Moving forward, I hope we can dig deeper into the basic molecular, cellular and circuit mechanisms we are studying. At the same time, I hope we will be able to apply our insight and know-how to dissect the etiology of disorders such as schizophrenia and autism and identify access points for therapeutic interventions.
What do you enjoy most about your research?
Working with my students by far is best part of my day! I am fortunate to work with the cream of the crop – my students at Weizmann are at least on par with students I worked with at Harvard Medical School. That being said, I would like to see more students from the US at Weizmann.
What inspired you to pursue this area of research?
I initially became fascinated by molecular and cellular biology and neuroscience while I was a student at Tel Aviv University. When I got to Harvard for my postdoc, we explored gene regulation in the circuits of the brain, and I shifted the focus of my research. Genes are the mechanism for changes in the brain and the key to so much.
What has it meant to you to be part of the Zuckerman Faculty Scholars Program?
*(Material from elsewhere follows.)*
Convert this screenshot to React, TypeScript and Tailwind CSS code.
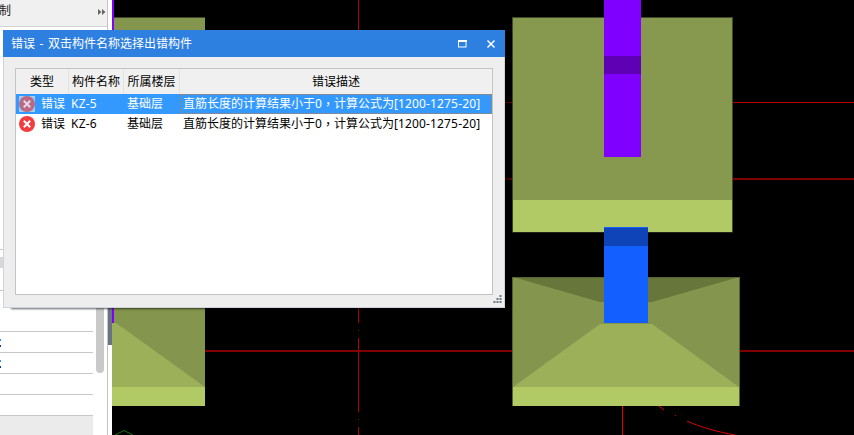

The program provides crucial support for my research and provided the financial support to establish my lab. Research takes time, and it is phenomenal that we have the support and backing of the Zuckerman Program to pursue it. While financial support is important, the Zuckerman Program also created a great community of scholars. I am also looking forward to establishing collaborations with colleagues at the Zuckerman Brain Institute at Columbia University – it would be amazing to work on joint projects with them. We recently held a joint symposium which was really exciting! We are optimistic based on connections generated by the symposium, and look forward to future opportunities to collaborate on joint projects with our colleagues in the US.
Where do you hope your research will have the greatest impact?
All the research I’ve done so far has been very disease relevant, even though at its core, my research is basic, but not clinical research, and demonstrates just how important basic research is for better diagnostics and therapeutics. During my master’s research I discovered genes that years later were found to be mutated in autistic patients. Similarly, during my PhD, the genes I discovered, and the function of genes later turned out to be mutated in peripheral neuropathies. It was my basic research that helped form specific hypotheses about the etiology of these disorders.
While disease is constantly on my mind, it’s not the goal. I want there to be a basic understanding of the brain and how it works. If we understand how the brain works normally, it will help us understand how the brain works when all is not normal, in psychiatric disorders, for example.